Con una sentenza della Corte suprema passata grazie alla maggioranza conservatrice, non è stata riconosciuta l'autorità dei giudici di bloccare a livello nazionale l'ordine esecutivo della Casa Bianca.

Il presidente americano Donald Trump dopo la sentenza della Corte Suprema - Ansa

Il pronunciamento della Corte Suprema sullo ius soli non è definitivo ma ha la portata di una valanga. 
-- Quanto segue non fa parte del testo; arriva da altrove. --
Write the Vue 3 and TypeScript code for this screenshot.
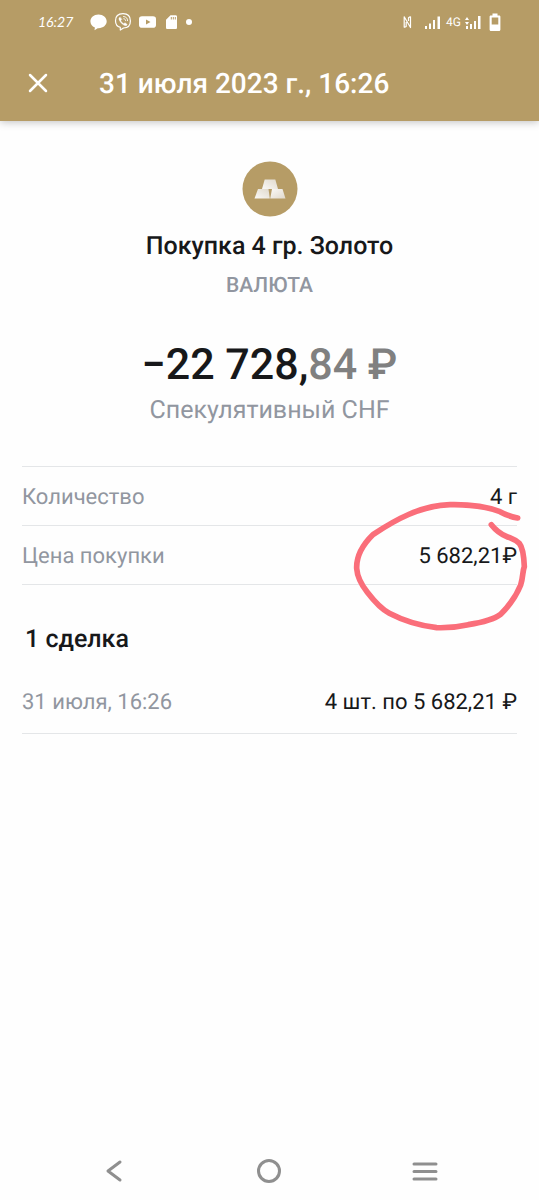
<script setup lang="ts">
interface Detail {
  label: string
  value: string
  marked?: boolean
}

const title = '31 июля 2023 г., 16:26'
const details: Detail[] = [
  { label: 'Количество', value: '4 г' },
  { label: 'Цена покупки', value: '5 682,21₽', marked: true },
]
const deals: Detail[] = [{ label: '31 июля, 16:26', value: '4 шт. по 5 682,21 ₽' }]
</script>

<template>
  <div class="screen">
    <header class="top">
      <div class="status">
        <div class="status-group">
          <time class="clock">16:27</time>
          <svg class="notices" width="104" height="20" viewBox="0 0 104 20" fill="#fff" aria-hidden="true">
            <path d="M8.500 2.500c4.700 0 8.200 3 8.200 6.800s-3.500 6.900-8.200 6.900h-.8L4.500 18.200l.4-2.700C2 14.400.4 12.200.4 9.300c0-3.800 3.400-6.800 8.100-6.800z" />
            <g fill="none" stroke="#fff" stroke-width="1.200" stroke-linecap="round" stroke-linejoin="round" transform="translate(0 -2)">
              <path d="M33 3.700c5 0 7.400 1.800 7.400 7.300 0 5.300-2.400 7-6.900 7l-3.200 2v-2.600c-3.300-.8-4.800-2.800-4.800-6.600 0-5.300 2.600-7.100 7.500-7.100z" />
              <path d="M33.500 6.500c2.700.2 4 1.600 4.100 4.200M33.800 8.700c1.200.2 1.800.8 1.900 2" stroke-width="0.900" />
              <path d="M30 7.200c-1.300.6-1.300 1.900-.5 3.300 1.200 2.300 2.900 4 5.300 5 1.200.4 2-.1 2.400-1.100l-2.200-1.700-1.200 1c-1.600-.7-2.600-1.800-3-3.200l.9-1z" fill="#fff" stroke-width="0.400" />
            </g>
            <path fill-rule="evenodd" d="M52 4.200h11c2 0 3 .9 3 2.800v6c0 1.900-1 2.800-3 2.800H52c-2 0-3-.9-3-2.800V7c0-1.900 1-2.800 3-2.800zm4 3.200v5.200l4.500-2.600z" />
            <path fill-rule="evenodd" d="M80.500 3.200h5c1 0 1.500.5 1.500 1.500v10.800c0 1-.5 1.500-1.500 1.500h-8c-1 0-1.500-.5-1.500-1.500V7.700zm.3 1.700v2.600h1V4.900zm2 0v2.600h1V4.900zm2 0v2.600h1V4.900z" />
            <circle cx="99" cy="10" r="3" />
          </svg>
        </div>
        <div class="status-group right">
          <svg width="42" height="20" viewBox="0 0 42 20" aria-hidden="true" fill="#fff">
            <path d="M2.200 15.500V4.800l6.300 10.700V4.500M2.200 15.500l2-1V10M8.500 4.500l-2 1.200V9" fill="none" stroke="#fff" stroke-width="1.200" stroke-linejoin="round" />
            <path d="M23 14h2v3h-2zM27 11.500h2V17h-2zM31 8h2v9h-2zM35.500 4.500h2.500V17h-2.500z" />
          </svg>
          <span class="network">4G</span>
          <svg width="42" height="20" viewBox="0 0 42 20" aria-hidden="true" fill="#fff">
            <path d="M2 9l2-3 2 3zM2 11h4l-2 3zM3 15h2v3H3zM7 13h2v5H7zM11 10h2v8h-2zM15 5h2.500v13H15zM29.500 2.500h5v2h1.500c.9 0 1.400.4 1.400 1.200v12.800c0 .9-.5 1.500-1.400 1.500h-8c-.9 0-1.400-.6-1.400-1.500V5.700c0-.8.500-1.200 1.400-1.200h1.500zM28.700 6.500v7h6.600v-7z" fill-rule="evenodd" transform="translate(0 -1)" />
          </svg>
        </div>
      </div>
      <div class="bar">
        <button class="close" type="button" aria-label="Закрыть">
          <svg width="20" height="20" viewBox="0 0 20 20" fill="none" stroke="#fff" stroke-width="2.500" stroke-linecap="round">
            <path d="M2 2l16 16M18 2L2 18" />
          </svg>
        </button>
        <h1>{{ title }}</h1>
      </div>
    </header>

    <main>
      <section class="summary">
        <svg class="coin" width="56" height="56" viewBox="0 0 56 56" aria-hidden="true">
          <defs>
            <linearGradient id="bar-left" x1="0" y1="1" x2="1" y2="0">
              <stop offset="0" stop-color="#faf9f7" />
              <stop offset="1" stop-color="#e0d9cc" />
            </linearGradient>
            <linearGradient id="bar-right" x1="0" y1="0" x2="1" y2="1">
              <stop offset="0" stop-color="#faf9f7" />
              <stop offset="1" stop-color="#e0d9cc" />
            </linearGradient>
          </defs>
          <circle cx="28" cy="28" r="27.500" fill="#b69c66" />
          <path d="M22.700 18.500h10.600l2.700 9.500H20z" fill="url(#bar-left)" />
          <path d="M16 28h10.500l1.300 9.500H12.500z" fill="url(#bar-left)" />
          <path d="M30 28h10.500l3 9.500H28.200z" fill="url(#bar-right)" />
        </svg>
        <h2>Покупка 4 гр. Золото</h2>
        <p class="kind">ВАЛЮТА</p>
        <p class="amount">−22 728,<span>84 ₽</span></p>
        <p class="account">Спекулятивный CHF</p>
      </section>

      <dl class="rows">
        <div v-for="row in details" :key="row.label" class="row">
          <dt>{{ row.label }}</dt>
          <dd>{{ row.value }}</dd>
          <svg v-if="row.marked" class="mark" width="199" height="180" viewBox="0 0 597 540" aria-hidden="true">
            <path d="M533 174C515 171 500 166 480 155C430 136 380 133 330 134C240 137 165 180 100 223C65 257 49 290 50 325C52 355 65 375 82 397C105 427 125 448 148 460C190 482 235 497 290 503C325 504 350 502 385 494C425 488 460 480 482 463C510 435 530 405 542 375C550 350 547 335 553 320C552 295 548 262 538 250C523 237 515 236 499 229C480 221 466 209 454 194" />
          </svg>
        </div>
      </dl>

      <h3>1 сделка</h3>
      <dl class="rows deals">
        <div v-for="deal in deals" :key="deal.label" class="row">
          <dt>{{ deal.label }}</dt>
          <dd>{{ deal.value }}</dd>
        </div>
      </dl>
    </main>

    <nav class="system">
      <button type="button" aria-label="Назад">
        <svg width="28" height="28" viewBox="0 0 28 28"><path d="M20 5L8 14l12 9" /></svg>
      </button>
      <button type="button" aria-label="Домой">
        <svg width="28" height="28" viewBox="0 0 28 28"><circle cx="14" cy="14" r="10.500" /></svg>
      </button>
      <button type="button" aria-label="Меню">
        <svg width="28" height="28" viewBox="0 0 28 28"><path d="M3 7h22M3 14.500h22M3 22h22" /></svg>
      </button>
    </nav>
  </div>
</template>

<style>
body {
  margin: 0;
  background: #fefefe;
}
</style>

<style scoped>
.screen {
  display: flex;
  flex-direction: column;
  min-height: 100vh;
  font-family: Roboto, "Liberation Sans", sans-serif;
  text-rendering: geometricPrecision;
  color: #17181a;
}
h1, h2, h3, p, dl, dd {
  margin: 0;
}
button {
  display: flex;
  padding: 0;
  border: 0;
  background: none;
  cursor: pointer;
}
.top {
  background: #b69c66;
  color: #fff;
  box-shadow: 0 1px 8px rgba(0, 0, 0, 0.25);
}
.status {
  display: flex;
  justify-content: space-between;
  align-items: center;
  height: 44px;
  padding: 0 34px 0 38px;
}
.status-group {
  display: flex;
  align-items: center;
}
.clock {
  width: 52px;
  font: italic 400 14px/20px Lato, sans-serif;
}
.right {
  gap: 2px;
}
.network {
  font-size: 12px;
  line-height: 20px;
}
.bar {
  display: flex;
  align-items: center;
  gap: 51px;
  height: 77px;
  padding: 0 28px;
}
h1 {
  font-size: 28px;
  line-height: 36px;
  padding-top: 2px;
  font-weight: 500;
}
main {
  flex: 1;
  padding: 40px 22px 0;
}
.summary {
  display: flex;
  flex-direction: column;
  align-items: center;
  padding-bottom: 39px;
  text-align: center;
}
h2 {
  margin-top: 13px;
  font-size: 25px;
  line-height: 34px;
  font-weight: 500;
}
.kind {
  margin-top: 8px;
  font-size: 21px;
  line-height: 28px;
  font-weight: 500;
  color: #9196a0;
}
.amount {
  margin-top: 39px;
  font-size: 43px;
  line-height: 52px;
  font-weight: 500;
}
.amount span {
  color: #808080;
}
.account {
  margin-top: 4px;
  font-size: 25px;
  line-height: 32px;
  color: #9196a0;
}
.rows {
  border-top: 1px solid #e4e6e8;
}
.row {
  position: relative;
  display: flex;
  justify-content: space-between;
  align-items: center;
  height: 54px;
  padding-top: 4px;
  border-bottom: 1px solid #e4e6e8;
  font-size: 22px;
  line-height: 28px;
}
dt {
  color: #9196a0;
}
.mark {
  position: absolute;
  top: -66px;
  right: -22px;
  fill: none;
  stroke: #fa6e7a;
  stroke-width: 17;
  stroke-linecap: round;
  stroke-linejoin: round;
  pointer-events: none;
}
h3 {
  padding: 39px 3px 0;
  font-size: 25px;
  line-height: 32px;
  font-weight: 500;
}
.deals {
  border-top: 0;
  margin-top: 12px;
}
.deals .row {
  height: 61px;
}
.system {
  display: flex;
  justify-content: space-around;
  padding: 0 36px 15px;
}
.system svg {
  fill: none;
  stroke: #8f8f8f;
  stroke-width: 3;
  stroke-linecap: round;
  stroke-linejoin: round;
}
</style>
I giudici del massimo tribunale degli Stati Uniti non si sono espressi nel merito dello stop alla cittadinanza per nascita voluto dal presidente Donald Trump nell’ambito della stretta contro i migranti. Hanno fatto di più. La sentenza di ieri ha chiarito che i magistrati dei tribunali minori non hanno l’autorità per contestare, in punta di diritto, gli ordini esecutivi emessi dalla Casa Bianca.
 
La querelle è di alto profilo costituzionale. Nasce quando Trump, a gennaio, appena tornato nello Studio Ovale, firma il provvedimento che chiede la sospensione dello ius soli, ovvero dei meccanismi attraverso cui gli Stati Uniti riconoscono il diritto alla cittadinanza a chiunque nasca sul territorio americano, indipendentemente da quella dei genitori. Mossa che secondo gli oppositori è in contrasto con l’emendamento della Costituzione, il 14esimo, che dopo la Guerra Civile, nel 1868, istituzionalizzò lo ius soli.
 
Inevitabilmente, sono piovuti ricorsi. In tre casi, i giudici statali hanno bocciato la stretta trumpiana per mezzo di «ingiunzioni universali» ovvero sentenze di respiro generale che vanno oltre il caso dibattuto e che valgono anche fuori dallo Stato in cui è avvenuto. Strumento in genere adottato per segnalare presunte violazioni di leggi federali o di diritti costituzionali. L’amministrazione Trump ha chiesto alla Corte Suprema di esprimersi proprio sulla legittimità di questa pratica che, di fatto, finiva per bloccare la piena applicazione delle direttive emesse dalla Casa Bianca.
 
La giudice conservatrice Amy Coney Barrett, intervenuta a spiegare la ratio del pronunciamento, approvato con una maggioranza di sei a tre, ha sottolineato che le ingiunzioni universali, «probabilmente», superano il potere che il Congresso ha conferito ai tribunali federali. «Il potere giudiziario – ha insistito – non ha un’autorità illimitata nel far rispettare gli obblighi di legge». Le motivazioni della Barret sono tuttavia all’insegna della cautela. «La possibilità per i giudici statali di ricorrere a ingiuzioni valide oltre i confini dei propri Stati non è esclusa» «Rinunciamo – ha concluso – ad affrontare questo nodo in prima istanza». In sostante, c’è bisogno di un ulteriore approfondimento. Ai tribunali inferiori è stato quindi chiesto di valutare le implicazioni pratiche della sentenza che lascia aperta la possibilità, almeno fino a ottobre, di continuare a tentare ricorsi. La partita è insomma ancora aperta. Trump, intanto, ha già cantato vittoria. «Hanno salvato la divisione dei poteri, è una sentenza importantissima», ha esultato il tycoon in conferenza stampa. Aggiungendo: «È una vittoria monumentale per la Costituzione». The Donald è convinto, lo ha spesso ribadito, che lo ius soli sia un sistema pensato per tutelare i figli degli schiavi che, oggi, è diventato una «truffa» per gente «in vacanza» Oltreoceano.
 
L’American Civil Liberties Union ha definito il verdetto della Corte come «preoccupante» seppure limitato, incoraggiando attivisti e avvocati a cercare protezioni aggiuntive per le famiglie potenzialmente colpite dal “no” allo ius soli. Tra gli addetti ai lavori si fa largo l’idea di puntare su azioni collettive e intrastatali anche se si tratta di meccanismi difficili da portare avanti con successo.